* **What is asked**
Single out each line with the word "styles" and copy it.

* **Dataset content**
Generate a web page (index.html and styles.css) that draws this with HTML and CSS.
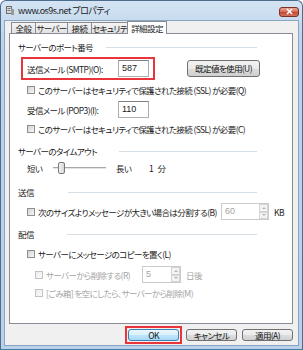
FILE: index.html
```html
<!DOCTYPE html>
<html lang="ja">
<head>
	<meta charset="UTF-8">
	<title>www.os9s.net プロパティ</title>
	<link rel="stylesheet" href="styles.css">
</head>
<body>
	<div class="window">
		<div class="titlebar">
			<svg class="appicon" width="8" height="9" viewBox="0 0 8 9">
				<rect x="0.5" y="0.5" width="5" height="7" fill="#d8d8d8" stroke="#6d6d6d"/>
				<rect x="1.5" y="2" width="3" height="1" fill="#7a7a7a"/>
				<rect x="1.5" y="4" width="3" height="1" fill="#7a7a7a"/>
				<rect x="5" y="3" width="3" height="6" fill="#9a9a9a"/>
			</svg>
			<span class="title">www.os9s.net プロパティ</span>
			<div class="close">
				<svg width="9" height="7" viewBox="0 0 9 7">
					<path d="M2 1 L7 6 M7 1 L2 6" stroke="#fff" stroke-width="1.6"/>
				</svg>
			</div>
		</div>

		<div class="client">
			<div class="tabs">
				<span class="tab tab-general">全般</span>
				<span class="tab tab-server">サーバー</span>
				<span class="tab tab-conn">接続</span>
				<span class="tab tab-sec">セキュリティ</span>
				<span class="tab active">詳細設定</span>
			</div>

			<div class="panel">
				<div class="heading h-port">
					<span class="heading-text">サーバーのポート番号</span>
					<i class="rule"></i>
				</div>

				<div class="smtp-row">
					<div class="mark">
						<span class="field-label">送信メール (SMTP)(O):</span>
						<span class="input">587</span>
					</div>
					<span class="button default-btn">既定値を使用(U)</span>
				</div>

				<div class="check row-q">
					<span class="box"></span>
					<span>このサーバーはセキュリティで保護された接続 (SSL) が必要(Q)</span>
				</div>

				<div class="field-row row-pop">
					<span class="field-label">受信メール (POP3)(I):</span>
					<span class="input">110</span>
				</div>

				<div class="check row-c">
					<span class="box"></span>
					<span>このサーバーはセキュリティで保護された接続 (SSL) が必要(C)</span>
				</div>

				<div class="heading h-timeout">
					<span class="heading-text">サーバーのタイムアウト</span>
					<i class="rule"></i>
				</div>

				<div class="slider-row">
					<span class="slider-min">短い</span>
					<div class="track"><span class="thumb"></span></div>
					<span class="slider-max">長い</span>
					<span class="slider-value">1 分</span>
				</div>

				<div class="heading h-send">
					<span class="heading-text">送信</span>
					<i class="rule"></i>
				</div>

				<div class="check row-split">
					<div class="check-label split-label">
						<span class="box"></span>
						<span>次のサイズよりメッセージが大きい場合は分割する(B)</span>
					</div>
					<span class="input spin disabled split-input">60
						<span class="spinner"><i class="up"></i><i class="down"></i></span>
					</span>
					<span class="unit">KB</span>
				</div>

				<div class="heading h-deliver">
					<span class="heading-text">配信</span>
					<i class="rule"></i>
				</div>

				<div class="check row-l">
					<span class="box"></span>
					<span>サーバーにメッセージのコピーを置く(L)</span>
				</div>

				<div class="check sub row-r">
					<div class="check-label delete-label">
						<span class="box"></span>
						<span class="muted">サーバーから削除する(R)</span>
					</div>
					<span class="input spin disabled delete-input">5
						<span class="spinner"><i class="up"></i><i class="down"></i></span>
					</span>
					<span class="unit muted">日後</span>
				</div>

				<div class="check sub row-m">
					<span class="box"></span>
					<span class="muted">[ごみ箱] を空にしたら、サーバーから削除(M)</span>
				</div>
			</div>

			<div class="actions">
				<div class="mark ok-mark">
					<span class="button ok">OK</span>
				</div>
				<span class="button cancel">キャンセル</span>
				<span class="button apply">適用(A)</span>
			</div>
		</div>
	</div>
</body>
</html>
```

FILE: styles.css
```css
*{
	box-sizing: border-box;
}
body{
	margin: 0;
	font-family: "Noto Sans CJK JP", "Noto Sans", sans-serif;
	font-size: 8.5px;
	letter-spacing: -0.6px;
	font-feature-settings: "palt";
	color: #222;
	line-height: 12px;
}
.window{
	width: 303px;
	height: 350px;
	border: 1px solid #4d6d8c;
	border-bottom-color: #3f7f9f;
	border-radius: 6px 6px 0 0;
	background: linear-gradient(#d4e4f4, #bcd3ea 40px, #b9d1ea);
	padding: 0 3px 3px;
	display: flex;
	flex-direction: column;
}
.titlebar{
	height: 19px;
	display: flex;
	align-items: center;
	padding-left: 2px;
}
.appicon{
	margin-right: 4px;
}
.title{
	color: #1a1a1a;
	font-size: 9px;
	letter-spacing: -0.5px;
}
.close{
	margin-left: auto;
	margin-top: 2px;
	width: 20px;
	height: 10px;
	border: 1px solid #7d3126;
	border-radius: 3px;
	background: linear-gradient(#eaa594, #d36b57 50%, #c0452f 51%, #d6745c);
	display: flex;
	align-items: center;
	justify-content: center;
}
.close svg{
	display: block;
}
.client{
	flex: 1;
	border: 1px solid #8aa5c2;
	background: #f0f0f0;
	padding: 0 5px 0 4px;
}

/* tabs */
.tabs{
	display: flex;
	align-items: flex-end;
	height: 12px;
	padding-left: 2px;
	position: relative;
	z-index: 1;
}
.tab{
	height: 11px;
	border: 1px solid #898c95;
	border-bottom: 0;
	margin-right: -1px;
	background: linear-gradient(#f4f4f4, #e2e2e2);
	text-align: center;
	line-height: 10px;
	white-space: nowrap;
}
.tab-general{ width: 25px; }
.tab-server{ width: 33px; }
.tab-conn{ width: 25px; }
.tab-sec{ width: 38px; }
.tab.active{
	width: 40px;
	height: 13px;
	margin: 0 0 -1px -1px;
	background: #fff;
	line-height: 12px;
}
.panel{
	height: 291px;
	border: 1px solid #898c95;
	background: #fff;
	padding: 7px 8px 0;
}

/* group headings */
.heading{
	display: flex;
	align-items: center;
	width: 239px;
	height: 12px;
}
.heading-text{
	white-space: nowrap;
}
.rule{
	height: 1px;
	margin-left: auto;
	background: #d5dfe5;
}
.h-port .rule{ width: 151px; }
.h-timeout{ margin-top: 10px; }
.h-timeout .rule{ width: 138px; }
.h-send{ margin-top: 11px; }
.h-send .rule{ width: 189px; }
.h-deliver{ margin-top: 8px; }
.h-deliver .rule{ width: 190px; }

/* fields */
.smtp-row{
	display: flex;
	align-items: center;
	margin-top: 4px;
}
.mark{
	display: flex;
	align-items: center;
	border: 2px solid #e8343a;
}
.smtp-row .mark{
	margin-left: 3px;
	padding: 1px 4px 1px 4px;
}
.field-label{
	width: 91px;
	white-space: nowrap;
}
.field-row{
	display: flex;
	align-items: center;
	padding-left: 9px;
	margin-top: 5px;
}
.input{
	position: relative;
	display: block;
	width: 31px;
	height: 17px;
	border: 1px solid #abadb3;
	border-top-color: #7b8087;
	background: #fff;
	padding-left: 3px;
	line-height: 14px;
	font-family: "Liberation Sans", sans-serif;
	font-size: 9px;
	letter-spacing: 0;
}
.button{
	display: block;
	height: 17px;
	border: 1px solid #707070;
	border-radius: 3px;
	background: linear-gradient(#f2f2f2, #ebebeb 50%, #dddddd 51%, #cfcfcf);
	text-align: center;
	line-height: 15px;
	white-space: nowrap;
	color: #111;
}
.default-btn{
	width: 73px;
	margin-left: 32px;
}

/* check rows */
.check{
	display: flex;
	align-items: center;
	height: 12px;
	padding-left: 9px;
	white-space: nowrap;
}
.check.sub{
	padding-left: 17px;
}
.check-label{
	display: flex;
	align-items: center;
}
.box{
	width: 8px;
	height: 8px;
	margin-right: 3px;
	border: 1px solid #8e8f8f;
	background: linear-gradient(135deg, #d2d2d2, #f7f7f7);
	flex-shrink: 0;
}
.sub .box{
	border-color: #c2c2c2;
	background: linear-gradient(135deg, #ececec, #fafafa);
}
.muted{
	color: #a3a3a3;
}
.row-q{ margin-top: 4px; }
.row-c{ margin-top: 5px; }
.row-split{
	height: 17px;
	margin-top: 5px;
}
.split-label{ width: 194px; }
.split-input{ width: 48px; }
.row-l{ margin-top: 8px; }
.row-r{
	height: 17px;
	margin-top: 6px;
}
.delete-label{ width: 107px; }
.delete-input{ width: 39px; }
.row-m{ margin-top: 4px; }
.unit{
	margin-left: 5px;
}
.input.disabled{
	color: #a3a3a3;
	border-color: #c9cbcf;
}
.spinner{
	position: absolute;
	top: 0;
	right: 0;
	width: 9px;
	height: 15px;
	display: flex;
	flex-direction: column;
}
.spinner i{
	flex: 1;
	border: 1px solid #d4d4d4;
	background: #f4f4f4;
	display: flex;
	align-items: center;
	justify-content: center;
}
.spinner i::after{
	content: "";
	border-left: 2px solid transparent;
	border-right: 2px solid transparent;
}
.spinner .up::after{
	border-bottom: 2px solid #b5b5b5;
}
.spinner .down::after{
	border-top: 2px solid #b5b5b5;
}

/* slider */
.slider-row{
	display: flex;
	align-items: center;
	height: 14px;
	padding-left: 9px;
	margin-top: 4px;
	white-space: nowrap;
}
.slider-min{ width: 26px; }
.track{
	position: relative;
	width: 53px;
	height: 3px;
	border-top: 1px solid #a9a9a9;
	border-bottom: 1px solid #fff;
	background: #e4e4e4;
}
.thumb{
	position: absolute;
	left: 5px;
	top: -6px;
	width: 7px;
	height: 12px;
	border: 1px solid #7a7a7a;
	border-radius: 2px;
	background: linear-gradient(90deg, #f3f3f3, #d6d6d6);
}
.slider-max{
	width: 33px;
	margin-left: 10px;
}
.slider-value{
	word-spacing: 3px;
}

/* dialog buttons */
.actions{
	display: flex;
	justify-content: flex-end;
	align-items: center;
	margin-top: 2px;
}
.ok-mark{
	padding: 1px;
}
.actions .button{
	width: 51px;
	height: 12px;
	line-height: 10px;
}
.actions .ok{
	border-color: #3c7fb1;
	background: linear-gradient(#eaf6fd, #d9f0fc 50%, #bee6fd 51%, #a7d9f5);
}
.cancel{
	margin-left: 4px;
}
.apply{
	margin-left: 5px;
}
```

* **Exercise response**
Generate a web page (index.html and styles.css) that draws this with HTML and CSS.
	<link rel="stylesheet" href="styles.css">
FILE: styles.css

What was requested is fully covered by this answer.